Cyber incidents that are frequent, high impact, and very sophisticated; and this stressful environment is contributing to the burnout at unprecedented levels, further compounding staffing shortages. A recent Tines survey noted that over 70% of SOC analysts self-reported signs of burnout over the past year.

Identifying Barriers to SOC Analysts’ Productivity
The Times survey was aimed to secure an understanding of SOC analysts’ day-to-day responsibilities; including everyday tasks, challenges, and factors that contribute to their job satisfaction. The responses were not very positive,

– 66% of security analysts believe that half of their tasks to all of their tasks could be automated.
– Reporting, monitoring, and detection are top tasks consuming analysts’ time.
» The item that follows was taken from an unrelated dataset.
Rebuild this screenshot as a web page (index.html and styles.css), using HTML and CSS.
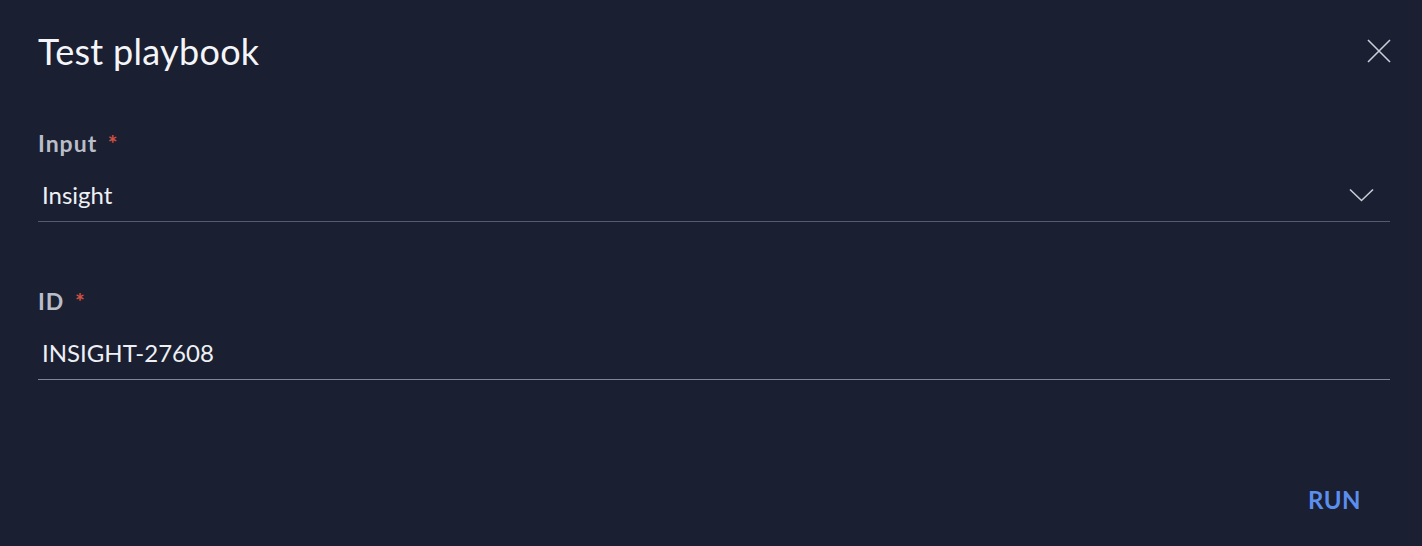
FILE: index.html
```html
<!DOCTYPE html>
<html>
<head>
<meta charset="utf-8">
<link rel="stylesheet" href="styles.css">
</head>
<body>
<div class="dialog">
  <header class="header">
    <h1 class="title">Test playbook</h1>
    <button class="close" aria-label="Close">
      <svg width="24" height="24" viewBox="0 0 24 24"><path d="M1 1L23 23M23 1L1 23" stroke="#c9cdd8" stroke-width="1.6" fill="none"/></svg>
    </button>
  </header>
  <div class="field field-first">
    <label class="label">Input <span class="req">*</span></label>
    <div class="control">
      <span class="value value-select">Insight</span>
      <svg class="chevron" width="25" height="14" viewBox="0 0 25 14"><path d="M1 1.5L12.5 12.5L24 1.5" stroke="#c9cdd8" stroke-width="1.6" fill="none"/></svg>
    </div>
  </div>
  <div class="field field-second">
    <label class="label">ID <span class="req">*</span></label>
    <div class="control control-text">
      <span class="value">INSIGHT-27608</span>
    </div>
  </div>
  <footer class="footer">
    <button class="run">RUN</button>
  </footer>
</div>
</body>
</html>
```
FILE: styles.css
```css
html, body {
  margin: 0;
  padding: 0;
  background: #1a1f32;
  height: 100%;
}
body {
  font-family: Lato, "Noto Sans", sans-serif;
  color: #eef0f4;
}
.dialog {
  padding: 0 32px 0 38px;
  height: 546px;
  box-sizing: border-box;
  display: flex;
  flex-direction: column;
}
.header {
  display: flex;
  justify-content: space-between;
  align-items: center;
  height: 102px;
}
.title {
  margin: 0;
  font-weight: 400;
  font-size: 36px;
  color: #f4f5f8;
  letter-spacing: 0.3px;
}
.close {
  background: none;
  border: 0;
  padding: 0;
  margin-right: -1px;
  width: 24px;
  height: 24px;
  display: flex;
}
.field {
  display: flex;
  flex-direction: column;
}
.field-first {
  margin-top: 24px;
}
.field-second {
  margin-top: 62px;
}
.label {
  font-size: 23px;
  font-weight: 700;
  color: #b9bdc8;
  line-height: 34px;
  letter-spacing: 1px;
}
.req {
  color: #d2523f;
  margin-left: 4px;
}
.control {
  display: flex;
  align-items: center;
  justify-content: space-between;
  height: 62px;
  box-sizing: border-box;
  border-bottom: 1px solid #545b70;
  padding: 8px 16px 0 4px;
}
.control-text {
  border-bottom-color: #7f8596;
}
.value {
  font-size: 24px;
  color: #eef0f4;
}
.footer {
  margin-top: auto;
  display: flex;
  justify-content: flex-end;
  padding: 0 29px 32px 0;
}
.run {
  background: none;
  border: 0;
  padding: 0;
  font-family: Lato, "Noto Sans", sans-serif;
  font-size: 24px;
  font-weight: 700;
  color: #5b8eed;
  letter-spacing: 0.5px;
}
```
Over 50% of an analyst’s time is devoted to reporting, which includes anything from capturing notes and metrics to analyzing team performance or demonstrating value to leadership.
– Spending time on manual work is an analyst’s top frustration.
– Coding – which consumes time – is the top skill needed to succeed as a SOC analyst.

The results indicate that manual and automatable operations are not only contributing to overall burnout, but also that time which could be spent coding and performing security reviews is being cannibalized by these manual operations. Organizations have to explore ways to optimize security analysts’ operations to help keep their staff for the long term and not having to keep looking for replacements in an already restricted talent pool.

Easing SOC Analyst Frustrations
When equipped with the appropriate tools, the challenges faced by security analysts can be overcome. More importantly, implementing security validation to proactively test tool efficacy will enable SOC analysts to optimize security operations and reduce the number of alerts that need to be addressed.

a. Optimizing automation capabilities
SOC analysts experience significant workload pressure in manually performing time-consuming tasks. This can be addressed by a reliable Exposure Management and Security Validation platform enabling them to automate scheduled and production-safe assessments and promote continuous improvement. SOC analysts can now fine-tune threat detection and incident response playbooks by performing specific threat activity to ensure detection and control systems are working as expected. Furthermore, they can validate SIEM correlation rules and quickly discover gaps to accelerate mitigation.

The Exposure Management and Security Validation platform’s dynamic customizable dashboards can automatically analyze all data collected from assessments so that analysts need not spend their time manually compiling the data and then analyzing it.

b. Simplifying the processes
An efficient way to cut down on manual work is to simplify the processes and utilize a good Exposure Management and Security Validation platform’s security tool integrations. These include SIEM integration, EDR or XDR integration, SOAR and GRC integration, Vulnerability Management integration, and Ticketing integration.
The platform should also reduce the need for coding. This can be done by providing out-of-the-box templates for assessments and automating security testing, updating pre-packaged threat intelligence-led assessments every day, and operationalizing the MITRE ATT&CK® Framework to easily create meaningful and life-like attack scenarios. The ability to extend the built-in resources also allows SOC teams to use their own code where desired, for those team members who excel in the creation of new simulation components.

c. Prioritizing for reducing the risks
The continuous integration of the Exposure Management and Security Validation platform combined with vulnerability management solutions provides SOC teams with the visibility and context they require to create an action plan based on prioritization. Prioritizing the remediation of attackable vulnerabilities first creates a clearly defined plan and places the focus of the team where it is needed most. By identifying where security controls can or already do compensate for vulnerabilities; teams know what to modify, what to change, and what can be deferred to concentrate on other priorities. This integration enables SOC analysts to know exactly where they need to focus their efforts to make the most impact.

d. Support by increasing productivity
By delivering a framework to improve analysts’ adversarial skills, teams can be more focussed and increase their productivity. The use of Purple Teaming methods will also provide the SOC analysts with an open attack framework to craft and automate joint testing exercises that leverage and scale adversarial expertise. SOC analysts can create, store, modify, and execute both simple and sophisticated assessments. They can practice purple teaming to accomplish more with their limited adversarial skillsets, improve them and become better defenders.

e. Automate reporting
By having the testing and analysis platform bring together all the data necessary to prioritize and remediate issues, such systems also have all the data necessary to report on those activities. Automation of reporting operations can free up tremendous amounts of time that would otherwise be dedicated to manual operations, both easing burnout concerns and allowing for more time to focus on critical tasks which cannot be automated.

Burnout is a significant issue in the cybersecurity industry. For each SOC analyst who walks away from the field, there is one more opening in the team that cannot be easily filled with a limited talent pool available. By using automation and proactive analysis, organizations can reduce the overall workload on SOC analysts from multiple full-time jobs down to just one per analyst. This leads to more effective teams who can test and remediate more issues in more environments more often, without an increase in headcount, and without the ever-present risk of burning out the team you have today.